Hot boxes are popping up on the coast, as well as beside lakes and rivers, but not everyone is happy about the trend.


Seaside saunas were just a wisp of a dream until 2018. Now anyone walking along a beach at one of the UK’s main resorts is likely to come across a converted horse box offering heat and steam as a respite from bleak skies and icy winds.

There are now 70 such saunas operating in the UK according to the British Sauna Society, mostly at beaches or lakes, fuelled by the
growth in wild swimming and healthy living. But if the customers have sweated, so have the owners. Finding land, dealing with slow-moving councils and wild seas have all taken a toll. And as the number of saunas increases, local opposition is emerging.

Last week, plans to build a sauna at the ponds in Hampstead Heath in London met objections from the swimmers there. Mark Lamb, the founder of Wild Sauna Community Interest Company, had offered to spend £100,000 to install a sauna near the ponds and manage them for free – the first of 50 such projects – but the Mixed Pond Association said the plans were “unworkable” and the sauna would “change the atmosphere”.

There has been similar opposition to a proposal to site a mobile sauna in a car park by the beach in St Andrews. More than 20 objections from local people have been lodged with Fife council, including Judith Harding of the Royal Burgh of St Andrews Community Council, who said the sauna would “spoil the view over the sea”.

Meanwhile in Bournemouth, another sauna owner withdrew plans for one on Avon beach after the local town council objected. Sam Glyn-Jones and his Finnish wife had hoped to repeat the success of the Saltwater Sauna, which they set up on Sandbanks beach in Poole two years ago.

Glyn-Jones, a surfing instructor who also runs a non profit enterprise for surfing, yoga and cold-water swimming, is sanguine about the rejection.

“We were offered a patch of land, and we were like ‘we’ll take what we can get’, but when we went through it, we felt it might obstruct
the views,” he said. They have submitted a new application, which would replace six beach huts of the many already on Avon beach, and he believes that it is much more likely to succeed. “We’re on a group chat with other mobile sauna operators – there are over 100 of us. From what I’ve seen on the group chat, it’s been really difficult for other people.”

Although archaeologists have discovered evidence of neolithic sweatboxes in places such as Marden Henge in Wiltshire, Britain does not have much of a sauna heritage. But in 2018, Liz Watson and her friend Katie Bracher set up a pop-up sauna at the Brighton fringe festival. It proved so popular that Brighton council asked them to stay, and now Watson runs Beach Box Spa, a venture that has inspired the seaside sauna movement. “The council have been really supportive,” Watson says. “We’ve created our own Brighton community that’s very into saunas – they know all the terminology about leaf whisking and Aufguss, and it’s part of the beach psyche.”

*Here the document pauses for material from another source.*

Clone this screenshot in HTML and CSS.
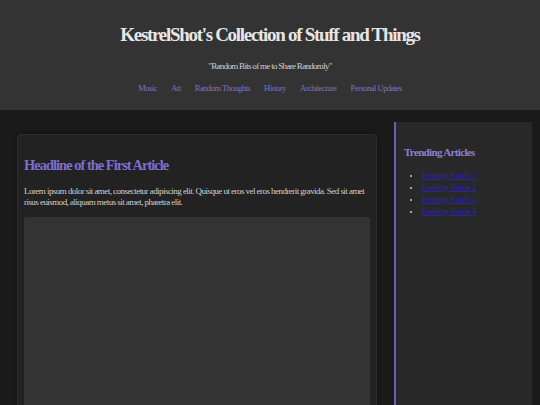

The single converted horsebox has been joined by four others, corralled around a campfire on the pebbles along with two plunge pools and an ice bath, and 14 staff. Sitting at the campfire, Watson, a former homeopath, talks passionately about the connection people have with löyly, the Finnish word for steam evaporating from a hot stove, and the importance of introducing sauna rituals from Nordic and Baltic countries, such as leaf whisking – brushing and tapping the skin with twigs and leaves – and Aufguss, a German practice involving waving a towel to move the steam. Yet despite the support, things still feel more precarious than Watson would like. “I only get short licences from the council. I have to keep reapplying,” she says. “It’s a big pain. If anybody wants to give me a building on a beach, I’m here.”

Operating on a beach presents plenty of challenges. “Getting water on a beach is harder than it sounds,” she says. She collects rainwater run-off from a crazy golf course next door, and all the lights are battery-powered, usually charged by solar panels on site if the sun is good. “Sometimes I have to go home and do it there,” she says. “There’s always something.” That includes the English Channel. “When we had Storm Eunice (in 2022) we were lucky because there’s a big bank of pebbles in front of us that soaked up the water,” she says. “It got all the way on to the road – we were on a little island.”

Tim Smithen runs Steam Punk Sauna in Dover, a venture the tattooist set up after inking a customer who told him about the new wave of mobile saunas. He decided nearby Folkestone beach was ideal. “It took a year of talking with the local council at Folkestone for nothing to happen,” he says. Folkestone’s harbour authority stepped in and found a space for him for several months, but now Steam Punk Sauna is in Dover. Smithen says it has been “really hard work”.

He’s had “windburn and rainburn on my face” from standing outside his sauna, and gale-force winds tore off the door. “We basically had stones flying up out of the sea during Hurricane Ciaran.” Has it all been worth it? “No! Well … there is no other feeling like going inside a wood-fired sauna. The world is just what’s around you. You’re in your own cave in 90 degree heat. It’s just perfect. You can get into bed with the heating on, but there’s nothing like getting into a sauna in your swimwear.”